Two dozen boys read verses of the Koran aloud on the dilapidated veranda of one of the thousands of informal Islamic schools studying northern Nigeria’s biggest city Kano.

To some in this conservative region, the centuries-old system — known as almajiri locally — is an invaluable bastion of tradition and religious learning.

But critics have long condemned the institutions for squalid conditions, forcing children to beg and denying them a proper education.

Now the spread of coronavirus has sparked renewed efforts from the authorities to close down the schools and send the pupils home to their families.

Governors of 19 states across northern Nigeria in May announced a ban on the informal Islamic centres over fears they would become hubs for spreading the disease.

“We are prohibiting that system. We want every child to be with his parents,” Kano governor Nasir Ahmad El-Rufai explained recently during a virtual conference on the issue.

He said the aim was ultimately to replace the schools with a hybrid Islamic and modern education system regulated by the authorities.

“The COVID-19 pandemic provided a window of opportunity to have the almajiris in a fixed location, document them, test them and repatriate them.”

‘Pretext to destroy system’
Leaders in Nigeria have repeatedly spoken about the need to reform the system — but so far there has been little progress toward changing the deeply ingrained practice.

For generations it has been tradition in Muslim-majority northern Nigeria for parents to send their sons from as young as six to local clerics to learn the Koran.

The lessons are free but the children must fend for themselves — meaning many end up begging in the streets or doing menial jobs.

Crowds of young boys pleading for money or food in tattered clothes are a common sight on Kano’s roads.

They often sleep rough or on the floors of the overcrowded dormitories provided by their teachers with poor or no sanitation.

Last year there was a brief outcry when police raids uncovered hundreds of men and boys trapped in atrocious conditions at such facilities, which often double as so-called “rehabilitation centres” for drug users.

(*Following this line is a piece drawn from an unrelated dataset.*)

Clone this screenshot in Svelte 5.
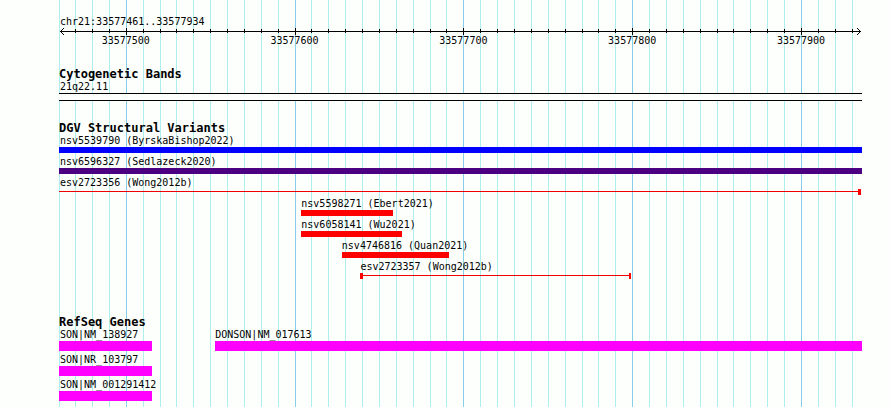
<script>
  // Visible window, in bases relative to 33,577,000
  const viewStart = 460.444;
  const viewEnd = 936.15;
  const span = viewEnd - viewStart;

  const pct = (pos) => Math.max(0, ((pos - viewStart) / span) * 100);

  const lines = Array.from({ length: 48 }, (_, i) => 460 + i * 10);
  const majors = lines.filter((p) => p % 100 === 0);
  const ticks = lines.slice(1);

  const variants = [
    { name: 'nsv5539790 (ByrskaBishop2022)', start: viewStart, end: viewEnd, color: '#0000ff' },
    { name: 'nsv6596327 (Sedlazeck2020)', start: viewStart, end: viewEnd, color: '#4b0082' },
    { name: 'esv2723356 (Wong2012b)', start: viewStart, end: 935.5, span: true, capEnd: 3 },
    { name: 'nsv5598271 (Ebert2021)', start: 604, end: 658.5, color: '#ff0000' },
    { name: 'nsv6058141 (Wu2021)', start: 604, end: 663.5, color: '#ff0000' },
    { name: 'nsv4746816 (Quan2021)', start: 628, end: 691.5, color: '#ff0000' },
    { name: 'esv2723357 (Wong2012b)', start: 639, end: 799.5, span: true, capStart: 3, capEnd: 2 }
  ].map((f) => [f]);

  const genes = [
    [
      { name: 'SON|NM_138927', start: viewStart, end: 515.5, color: '#ff00ff' },
      { name: 'DONSON|NM_017613', start: 553, end: viewEnd, color: '#ff00ff' }
    ],
    [{ name: 'SON|NR_103797', start: viewStart, end: 515.5, color: '#ff00ff' }],
    [{ name: 'SON|NM_001291412', start: viewStart, end: 515.5, color: '#ff00ff' }]
  ];
</script>

{#snippet track(title, rows, kind)}
  <section class="track {kind}">
    <h2>{title}</h2>
    <div class="rows">
      {#each rows as row}
        <div class="row">
          {#each row as f}
            <div
              class="feature"
              class:clipped={f.start === viewStart}
              style="margin-left: {pct(f.start)}%; width: {pct(f.end) - pct(f.start)}%"
            >
              <div class="label">{f.name}</div>
              {#if f.span}
                <div class="range">
                  <i class="cap" style="width: {f.capStart ?? 0}px"></i>
                  <i class="thread"></i>
                  <i class="cap" style="width: {f.capEnd}px"></i>
                </div>
              {:else}
                <div class="bar" style="background: {f.color}"></div>
              {/if}
            </div>
          {/each}
        </div>
      {/each}
    </div>
  </section>
{/snippet}

<main class="browser">
  <div class="canvas">
    <div class="grid" aria-hidden="true">
      {#each lines as p}
        <i class:major={p % 100 === 0} style="left: {pct(p)}%"></i>
      {/each}
    </div>

    <header class="ruler">
      <div class="label region">chr21:33577461..33577934</div>
      <div class="axis">
        <svg class="head" viewBox="0 0 4 7" width="4" height="7">
          <path d="M3 0h1v1h-1zM2 1h1v1h-1zM1 2h1v1h-1zM0 3h1v1h-1zM1 4h1v1h-1zM2 5h1v1h-1zM3 6h1v1h-1z" />
        </svg>
        <span class="shaft"></span>
        <svg class="head" viewBox="0 0 4 7" width="4" height="7">
          <path d="M0 0h1v1h-1zM1 1h1v1h-1zM2 2h1v1h-1zM3 3h1v1h-1zM2 4h1v1h-1zM1 5h1v1h-1zM0 6h1v1h-1z" />
        </svg>
      </div>
      <div class="ticks">
        {#each ticks as p}
          <i class:major={p % 100 === 0} style="left: {pct(p)}%"></i>
        {/each}
        {#each majors as p}
          <span style="left: {pct(p)}%">{33577000 + p}</span>
        {/each}
      </div>
    </header>

    <section class="track cytobands">
      <h2>Cytogenetic Bands</h2>
      <div class="label region">21q22.11</div>
      <div class="band"></div>
    </section>

    {@render track('DGV Structural Variants', variants, 'variants')}
    {@render track('RefSeq Genes', genes, 'genes')}
  </div>
</main>

<style>
  :global(body) {
    margin: 0;
    background: #fdfffc;
  }

  .browser {
    box-sizing: border-box;
    min-height: 100vh;
    padding: 0 28px 0 59px;
    display: flex;
    overflow: hidden;
    font: 10px/13px "DejaVu Sans Mono", monospace;
    color: #000;
    background: #fdfffc;
  }

  .canvas {
    position: relative;
    flex: 1;
    padding: 15px 0 6px;
  }

  .grid {
    position: absolute;
    inset: 0;
  }

  .grid i {
    position: absolute;
    top: 0;
    bottom: 0;
    width: 1px;
    background: #afeeee;
  }

  .grid i.major {
    background: #87ceeb;
  }

  .ruler,
  .track {
    position: relative;
  }

  .label {
    height: 13px;
    line-height: 13px;
    white-space: nowrap;
  }

  .region,
  .clipped .label {
    padding-left: 1px;
  }

  .axis {
    display: flex;
    align-items: center;
    height: 7px;
    padding: 0 1px;
  }

  .shaft {
    flex: 1;
    height: 1px;
    margin: 0 -3px;
    background: #000;
  }

  .head {
    display: block;
    fill: #000;
  }

  .ticks {
    position: relative;
    height: 12px;
  }

  .ticks i {
    position: absolute;
    top: -6px;
    width: 1px;
    height: 4px;
    background: #000;
  }

  .ticks i.major {
    top: -7px;
    height: 7px;
  }

  .ticks span {
    position: absolute;
    top: -1px;
    transform: translateX(-50%);
  }

  h2 {
    height: 13px;
    margin: 0;
    font: bold 12px/15px "DejaVu Sans Mono", monospace;
    white-space: nowrap;
  }

  .cytobands {
    margin-top: 20px;
  }

  .band {
    height: 6px;
    border: solid #000;
    border-width: 1px 0;
    background: #fdfffc;
  }

  .variants {
    margin-top: 20px;
  }

  .genes {
    margin-top: 36px;
  }

  .rows {
    display: flex;
    flex-direction: column;
    gap: 2px;
  }

  .row {
    display: grid;
    grid-template-columns: 100%;
  }

  .feature {
    grid-area: 1 / 1;
    min-width: 0;
  }

  .bar,
  .range {
    height: 6px;
  }

  .genes .bar {
    height: 10px;
  }

  .range {
    display: flex;
  }

  .cap {
    background: #ff0000;
  }

  .thread {
    flex: 1;
    height: 1px;
    margin-top: 2px;
    background: #f00000;
  }
</style>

The United Nations estimates that in Kano state alone — with a population of some 14 million — there are some 1.5 million child beggars, but local officials say the number could be twice that.

Across the whole of northern Nigeria it is reckoned there are millions more.

After the ban was announced in May officials in Kano and nearby Kaduna state began rounding up child beggars, students and teachers.

The authorities in Kano said they were determined to send back over 250,000 boys to their parents.

But the moves drew protests from clerics — who complained the government’s response was heavy-handed.

“We see the recent ban as a pretext to destroy the traditional Koran education system,” said Jibril Salihu, who runs one of the schools.

“It is not possible to ban or reform a system that has existed for centuries overnight.”

Awwalu Abdullahi was brought to an almajiri by his parents five years ago and insists he wants to finish learning the Koran.

“We feel the government is unfair to us,” Abdullahi, now 20, told AFP.

“If we are taken back home we will join the league of our peers who are there living in illiteracy.”

‘Shambles’
The clerics’ protests appear to have put the brakes on the authorities.

So far only around 1,500 pupils have been sent home from Kano — and the state government has said schools could remain open if they provide proper board and lodging.

Yusuf Hassan, who runs the Almajiri Foundation charity, agreed the system needs reforming but insisted banning it was not the solution.

“It is the right step but in the wrong direction,” he said.

“Even if you take the children back to their parents nothing will change for the kids because they don’t have schools in their communities.”

A major obstacle is the woeful condition of Nigeria’s state school system.

Primary education is nominally free and compulsory in Africa’s most populous country, but some 10.5 million children aged 5-14 are permanently out of school.

Successive governments have been accused of severely underfunding the sector — and the system is in no state to handle a sudden influx of millions more children.

“The formal education system is in shambles,” said social analyst Saminu Dala.

“The public schools are saturated, classes are overpopulated and teachers are inadequate.”